Second, the court considered whether it was reasonable for the owner to determine that no claim would result from the paintball-in-the-eye incident. He witnessed the incident, saw the doctor clean out the eye and believed the boy was fine. The court held that the owner's bad guess did not make it unreasonable.

Finally, the court felt that the owner was diligent about giving notice when he became aware of the motion for default. And, because he gave notice before the hearing on the motion for default judgment, the court could not conclude that prejudice to the insurer had occurred. Accordingly, the court held that the 11-month delay in notifying the insurer was not unreasonable as a matter of law.

Although the outcome in this case was good for the insured, the win was not pretty. The owner did suffer a judgment exceeding $6 million and almost lost his business. The boy and his family (or their lawyers) likely incurred significant out-of-pocket expenses to bring this case, which they lost at the trial court, making a costly appeal necessary. Furthermore, this was an unusual case with a rare combination of facts that worked in the insured's favor.

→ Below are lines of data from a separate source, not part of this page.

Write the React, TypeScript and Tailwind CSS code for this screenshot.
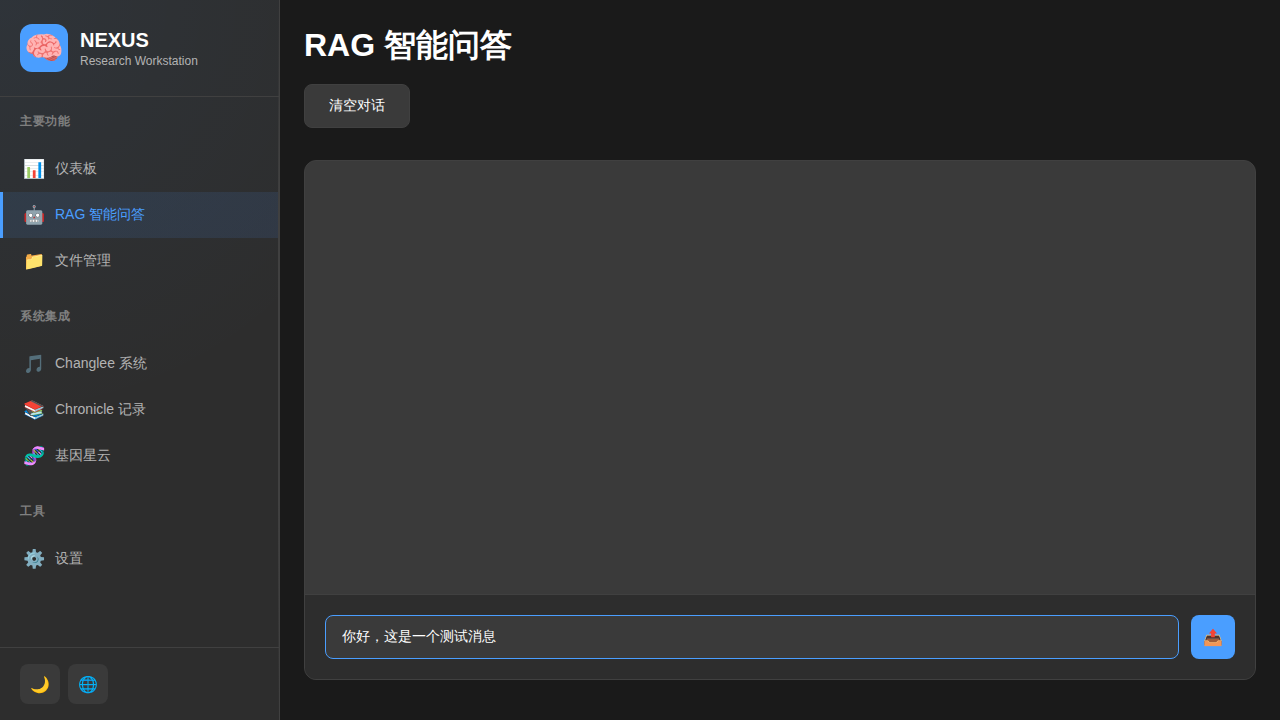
import React from "react";

type Item = { icon: string; label: string; active?: boolean };

const sections: { title: string; items: Item[] }[] = [
  {
    title: "主要功能",
    items: [
      { icon: "📊", label: "仪表板" },
      { icon: "🤖", label: "RAG 智能问答", active: true },
      { icon: "📁", label: "文件管理" },
    ],
  },
  {
    title: "系统集成",
    items: [
      { icon: "🎵", label: "Changlee 系统" },
      { icon: "📚", label: "Chronicle 记录" },
      { icon: "🧬", label: "基因星云" },
    ],
  },
  { title: "工具", items: [{ icon: "⚙️", label: "设置" }] },
];

function NavItem({ icon, label, active }: Item) {
  return (
    <a
      className={
        active
          ? "flex h-[46px] items-center border-l-[3px] border-[#4a9eff] bg-[linear-gradient(135deg,rgba(74,158,255,0.1),rgba(74,130,220,0.13))] px-5 text-[#4a9eff]"
          : "flex h-[46px] items-center border-l-[3px] border-transparent px-5 text-[#b3b3b3]"
      }
    >
      <span className="w-5 shrink-0 text-center text-lg leading-[22px]">{icon}</span>
      <span className="ml-3 pb-0.5 text-sm leading-[22px]">{label}</span>
    </a>
  );
}

function Sidebar() {
  return (
    <aside className="relative flex w-[280px] shrink-0 flex-col border-r border-[#404040] bg-[#2d2d2d] bg-[radial-gradient(circle_at_0%_0%,rgba(74,158,255,0.06),transparent_55%)]">
      <div className="absolute inset-y-0 right-0 w-px bg-[linear-gradient(to_bottom,transparent,#404040_30%,#404040_70%,transparent)]" />
      <div className="flex h-[97px] items-center gap-3 border-b border-[#404040] px-5">
        <div className="flex size-12 items-center justify-center rounded-xl bg-[#4a9eff] text-[32px]">🧠</div>
        <div className="pt-0.5">
          <div className="text-xl leading-6 font-bold text-white">NEXUS</div>
          <div className="text-xs leading-[18px] text-[#b3b3b3]">Research Workstation</div>
        </div>
      </div>
      <nav className="flex-1 pt-[15px]">
        {sections.map((s) => (
          <div key={s.title} className="mb-[23px]">
            <div className="mb-4 px-5 text-xs leading-[18px] font-semibold tracking-[0.5px] text-[#808080]">{s.title}</div>
            <div className="mr-px">
              {s.items.map((i) => (
                <NavItem key={i.label} {...i} />
              ))}
            </div>
          </div>
        ))}
      </nav>
      <div className="flex h-[73px] gap-2 border-t border-[#404040] px-5 pt-4">
        {["🌙", "🌐"].map((i) => (
          <button key={i} className="flex size-10 items-center justify-center rounded-lg bg-[#3a3a3a] pt-0.5 text-base">
            {i}
          </button>
        ))}
      </div>
    </aside>
  );
}

export default function App() {
  return (
    <div className="flex h-screen overflow-hidden bg-[#1a1a1a] font-['Liberation_Sans',sans-serif] text-white">
      <Sidebar />
      <main className="flex min-w-0 flex-1 flex-col items-start p-6">
        <h1 className="h-[44px] text-[32px] leading-[42px] font-bold">RAG 智能问答</h1>
        <button className="mt-4 h-11 rounded-lg border border-[#404040] bg-[#3a3a3a] px-6 pb-0.5 text-sm leading-[22px]">清空对话</button>
        <section className="mt-8 flex h-[520px] w-full flex-col overflow-hidden rounded-xl border border-[#404040] bg-[#3a3a3a]">
          <div className="flex-1" />
          <div className="flex h-[85px] gap-3 border-t border-[#404040] bg-[#2d2d2d] p-5">
            <input
              className="h-11 min-w-0 flex-1 rounded-lg border border-[#4a9eff] bg-[#3a3a3a] px-4 text-sm text-white outline-none"
              defaultValue="你好，这是一个测试消息"
            />
            <button className="flex size-11 items-center justify-center rounded-lg bg-[#4a9eff] pt-0.5 text-base">📤</button>
          </div>
        </section>
      </main>
    </div>
  );
}
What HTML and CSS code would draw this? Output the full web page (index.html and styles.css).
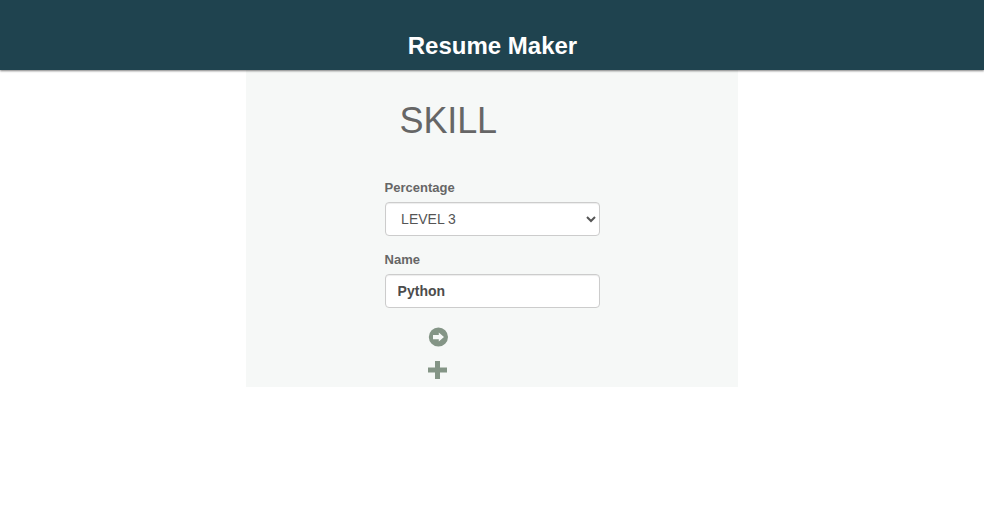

The lesson, therefore, is to err on the side of caution. When you rely on your own judgment to determine whether a claim will be brought, you engage in very risky risk management. Because we live in litigious times, the prudent course is to assume that every incident—especially if it involves bodily injury or property damage—will result in a claim, and to give prompt notice to your insurer. And, of course, always open and read your mail!